Spanish postgraduate students who intend to pursue a doctoral degree must first be admitted to a specific PhD programme in order to obtain the Advanced Studies Degree. There were 61,483 matriculations in 1999-2000 (48.6% men and 51.4% women) [1]. The average age at the start of these studies is 23. Doctoral programmes are offered by the universities and other public research organizations and last for a minimum of 2 years.

All PhD students must complete a number of compulsory taught courses in their research area and undertake original research work that will contribute to the final thesis.

After completing these courses, the student spends a further 2 years exclusively carrying out the practical development of the thesis and preparing the manuscript and final dissertation. The doctoral program is designed to be completed within 4 years, which is the usual length of Spanish predoctoral grants. However, because research groups are often underfunded and because of other factors (such as the requirement to undertake research not directly related to the thesis), it is not uncommon for students to take longer. The average time to complete the doctorate is 4.3 years [2].


The main funding bodies are the Ministry of Science and Technology; the Ministry of Education, Culture and Sport; the regional governments; and several universities and public research organizations. Other ministries and private foundations offer grants, too [3]. Potential students apply to grant-awarding bodies directly, although there are grants(particularly postdoctoral grants) held by individual research groups, to which students should then apply. There is a wide variation in the level of stipend, depending on which body a student is funded by, ranging from 80,000 to 160,000 pts (about 480 to 950 euros) per month.

Dropout Rates

In 1997, there were only 6120 new doctorates [4]. Recent studies estimate that in 1998 46% of students left doctoral grants [2], and in 2000 nearly 87% of Spanish doctoral students abandoned the programme [5] before finishing the PhD. Why are these numbers so high? It seems that many students pursue doctoral studies simply to extend their knowledge (but without of aiming to obtain a doctoral degree) and that a portion of students leave in order to take up jobs with better financial rewards.

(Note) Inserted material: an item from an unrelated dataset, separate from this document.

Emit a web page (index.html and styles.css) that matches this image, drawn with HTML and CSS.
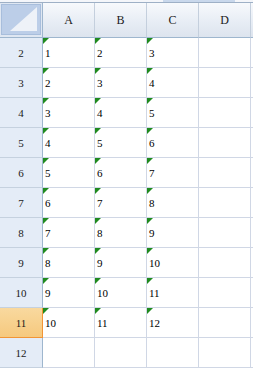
FILE: index.html
```html
<!DOCTYPE html>
<html lang="en">
<head>
    <meta charset="UTF-8">
    <title>Sheet</title>
    <link rel="stylesheet" href="styles.css">
</head>
<body>
    <div class="sheet">
        <div class="top-strip"><div class="strip-bar"></div></div>

        <div class="corner"><div class="corner-tri"></div></div>
        <div class="col-head">A</div>
        <div class="col-head">B</div>
        <div class="col-head">C</div>
        <div class="col-head">D</div>
        <div class="col-head blank"></div>

        <div class="row-head">2</div>
        <div class="cell num">1</div><div class="cell num">2</div><div class="cell num">3</div><div class="cell"></div><div class="cell end"></div>
        <div class="row-head">3</div>
        <div class="cell num">2</div><div class="cell num">3</div><div class="cell num">4</div><div class="cell"></div><div class="cell end"></div>
        <div class="row-head">4</div>
        <div class="cell num">3</div><div class="cell num">4</div><div class="cell num">5</div><div class="cell"></div><div class="cell end"></div>
        <div class="row-head">5</div>
        <div class="cell num">4</div><div class="cell num">5</div><div class="cell num">6</div><div class="cell"></div><div class="cell end"></div>
        <div class="row-head">6</div>
        <div class="cell num">5</div><div class="cell num">6</div><div class="cell num">7</div><div class="cell"></div><div class="cell end"></div>
        <div class="row-head">7</div>
        <div class="cell num">6</div><div class="cell num">7</div><div class="cell num">8</div><div class="cell"></div><div class="cell end"></div>
        <div class="row-head">8</div>
        <div class="cell num">7</div><div class="cell num">8</div><div class="cell num">9</div><div class="cell"></div><div class="cell end"></div>
        <div class="row-head">9</div>
        <div class="cell num">8</div><div class="cell num">9</div><div class="cell num">10</div><div class="cell"></div><div class="cell end"></div>
        <div class="row-head">10</div>
        <div class="cell num">9</div><div class="cell num">10</div><div class="cell num">11</div><div class="cell"></div><div class="cell end"></div>
        <div class="row-head active">11</div>
        <div class="cell num">10</div><div class="cell num">11</div><div class="cell num">12</div><div class="cell"></div><div class="cell end"></div>
        <div class="row-head">12</div>
        <div class="cell"></div><div class="cell"></div><div class="cell"></div><div class="cell"></div><div class="cell end"></div>
    </div>
</body>
</html>
```

FILE: styles.css
```css
* {
    margin: 0;
    padding: 0;
    box-sizing: border-box;
}

body {
    background: white;
    font-family: "Liberation Serif", "Times New Roman", serif;
    color: #000;
    overflow: hidden;
}

.sheet {
    display: grid;
    grid-template-columns: 43px 52px 52px 52px 52px 1fr;
    grid-template-rows: 3px 35px repeat(11, 30px);
    width: 253px;
}

.top-strip {
    grid-column: 1 / -1;
    background: #f4f6fa;
    border-bottom: 1px solid #9eb0c6;
    position: relative;
}

.strip-bar {
    position: absolute;
    left: 163px;
    width: 72px;
    top: 0;
    height: 2px;
    background: #c9d8ec;
}

.corner {
    background: #dfe7f2;
    border-right: 1px solid #9eb6ce;
    border-bottom: 1px solid #9eb6ce;
    padding: 1px 1px 2px 1px;
}

.corner-tri {
    width: 100%;
    height: 100%;
    background: #bccee8;
    border: 1px solid #a8bedc;
    position: relative;
    overflow: hidden;
}

.corner-tri::after {
    content: "";
    position: absolute;
    right: 3px;
    bottom: 3px;
    width: 0;
    height: 0;
    border-left: 27px solid transparent;
    border-bottom: 24px solid #eef2f8;
}

.col-head {
    background: linear-gradient(#f7f9fc, #e6ecf4 60%, #dde4ee);
    border-right: 1px solid #c4cfdd;
    border-bottom: 1px solid #9eb6ce;
    display: flex;
    align-items: center;
    justify-content: center;
    font-size: 12px;
    color: #1a1a1a;
}

.col-head.blank {
    border-right: none;
}

.row-head {
    background: #e4ecf7;
    border-right: 1px solid #9eb6ce;
    border-bottom: 1px solid #c5d1df;
    display: flex;
    align-items: center;
    justify-content: center;
    font-size: 11px;
    color: #1a1a1a;
}

.row-head.active {
    background: linear-gradient(#f9d99f, #f6c97e);
    border-right-color: #f29536;
    border-bottom-color: #f29536;
}

.cell {
    border-right: 1px solid #d0d7e5;
    border-bottom: 1px solid #d0d7e5;
    display: flex;
    align-items: center;
    padding-left: 2px;
    padding-top: 1px;
    font-size: 11px;
    position: relative;
}

.cell.end {
    border-right: none;
}

.num::before {
    content: "";
    position: absolute;
    left: 0;
    top: 0;
    border-top: 6px solid #1f8a1f;
    border-right: 6px solid transparent;
}
```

[1] "Estadística Universitaria", VI Edición, Secretaría General del Consejo de Universidades, Ministerio de Educación, Cultura y Deporte. Febrero, 2001. (

[2] "La formación de investigadores en el Plan Nacional de I+D: Una aproximación evaluativa", M. T. González de la Fe, M. Pérez Yruela y M. Fernández Esquinas, Gestión y análisis de políticas públicas 5-6, Enero-Agosto 1998. (

[3], Information collected by the Spanish Young Researchers Federation (" Federación de Jóvenes Investigadores / Precarios" )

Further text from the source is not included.